Time is but the stream I go a-fishing in. I drink at it; but while I
drink I see the sandy bottom and detect how shallow it is. Its thin
current slides away, but eternity remains. I would drink deeper; fish
in the sky, whose bottom is pebbly with stars. I cannot count one. I
know not the first letter of the alphabet. I have always been
regretting that I was not as wise as the day I was born. The intellect
is a cleaver; it discerns and rifts its way into the secret of things.
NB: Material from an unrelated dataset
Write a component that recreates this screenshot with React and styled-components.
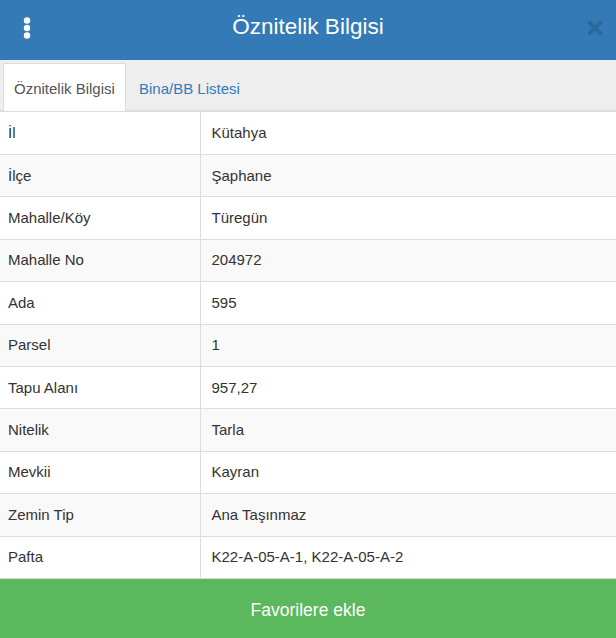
import React from "react";
import styled, { createGlobalStyle } from "styled-components";
import { FaTimes } from "react-icons/fa";

const rows = [
  ["İl", "Kütahya"],
  ["İlçe", "Şaphane"],
  ["Mahalle/Köy", "Türegün"],
  ["Mahalle No", "204972"],
  ["Ada", "595"],
  ["Parsel", "1"],
  ["Tapu Alanı", "957,27"],
  ["Nitelik", "Tarla"],
  ["Mevkii", "Kayran"],
  ["Zemin Tip", "Ana Taşınmaz"],
  ["Pafta", "K22-A-05-A-1, K22-A-05-A-2"],
];

const GlobalStyle = createGlobalStyle`
  html, body {
    margin: 0;
    padding: 0;
    background: #fff;
    font-family: "Liberation Sans", Arial, sans-serif;
    font-size: 15px;
    color: #333;
  }
  * { box-sizing: border-box; }
`;

const Page = styled.div`
  width: 616px;
  height: 638px;
  display: flex;
  flex-direction: column;
  overflow: hidden;
`;

const Header = styled.header`
  height: 60px;
  flex: none;
  background: #337ab7;
  display: flex;
  align-items: center;
  justify-content: space-between;
  padding: 0 10px 4px 23px;
  position: relative;
`;

const Title = styled.h1`
  margin: 0;
  font-size: 22.5px;
  font-weight: 400;
  color: #fff;
  position: absolute;
  left: 0;
  right: 0;
  top: 14px;
  line-height: 26px;
  text-align: center;
`;

const Dots = styled.svg`
  width: 8px;
  height: 22px;
  fill: #fff;
`;

const Close = styled.span`
  color: #2b689c;
  font-size: 22px;
  display: flex;
`;

const TabStrip = styled.nav`
  height: 52px;
  flex: none;
  background: #eee;
  border-bottom: 2px solid #ddd;
  padding: 3px 0 0 3px;
  display: flex;
`;

const Tab = styled.a`
  height: 48px;
  padding: 0 10px;
  line-height: 49px;
  font-size: 15px;
  color: ${(p) => (p.$active ? "#555" : "#337ab7")};
  background: ${(p) => (p.$active ? "#fff" : "transparent")};
  border: 1px solid ${(p) => (p.$active ? "#ddd" : "transparent")};
  border-bottom: 0;
  margin-right: 2px;
  width: ${(p) => (p.$active ? "123px" : "auto")};
`;

const Table = styled.table`
  width: 100%;
  border-collapse: separate;
  border-spacing: 0;
  table-layout: fixed;
  flex: none;
`;

const Row = styled.tr`
  height: 42.4px;
  background: ${(p) => (p.$odd ? "#f9f9f9" : "#fff")};
  &:first-child {
    height: 43px;
  }
`;

const Label = styled.td`
  width: 201px;
  padding: 0 8px 1px;
  border-right: 1px solid #ddd;
  border-bottom: 1px solid #ddd;
`;

const Value = styled.td`
  padding: 0 10.5px 1px;
  border-bottom: 1px solid #ddd;
`;

const FavButton = styled.button`
  flex: 1;
  border: 0;
  background: #5cb85c;
  color: #fff;
  font-family: inherit;
  font-size: 17.5px;
  padding: 4px 0 0;
`;

export default function App() {
  return (
    <Page>
      <GlobalStyle />
      <Header>
        <Dots viewBox="0 0 8 22">
          <circle cx="4" cy="3.5" r="3.2" />
          <circle cx="4" cy="11" r="3.2" />
          <circle cx="4" cy="18.5" r="3.2" />
        </Dots>
        <Title>Öznitelik Bilgisi</Title>
        <Close>
          <FaTimes />
        </Close>
      </Header>
      <TabStrip>
        <Tab $active>Öznitelik Bilgisi</Tab>
        <Tab>Bina/BB Listesi</Tab>
      </TabStrip>
      <Table>
        <tbody>
          {rows.map(([label, value], i) => (
            <Row key={label} $odd={i % 2 === 1}>
              <Label>{label}</Label>
              <Value>{value}</Value>
            </Row>
          ))}
        </tbody>
      </Table>
      <FavButton>Favorilere ekle</FavButton>
    </Page>
  );
}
I do not wish to be any more busy with my hands than is necessary. My
head is hands and feet. I feel all my best faculties concentrated in
it. My instinct tells me that my head is an organ for burrowing, as
some creatures use their snout and fore-paws, and with it I would mine
and burrow my way through these hills. I think that the richest vein is
somewhere hereabouts; so by the divining-rod and thin rising vapors I
judge; and here I will begin to mine.
Reading
With a little more deliberation in the choice of their pursuits, all
men would perhaps become essentially students and observers, for
certainly their nature and destiny are interesting to all alike. In
accumulating property for ourselves or our posterity, in founding a
family or a state, or acquiring fame even, we are mortal; but in
dealing with truth we are immortal, and need fear no change nor
accident. The oldest Egyptian or Hindoo philosopher raised a corner of
the veil from the statue of the divinity; and still the trembling robe
remains raised, and I gaze upon as fresh a glory as he did, since it
was I in him that was then so bold, and it is he in me that now reviews
the vision. No dust has settled on that robe; no time has elapsed since
that divinity was revealed. That time which we really improve, or which
is improvable, is neither past, present, nor future.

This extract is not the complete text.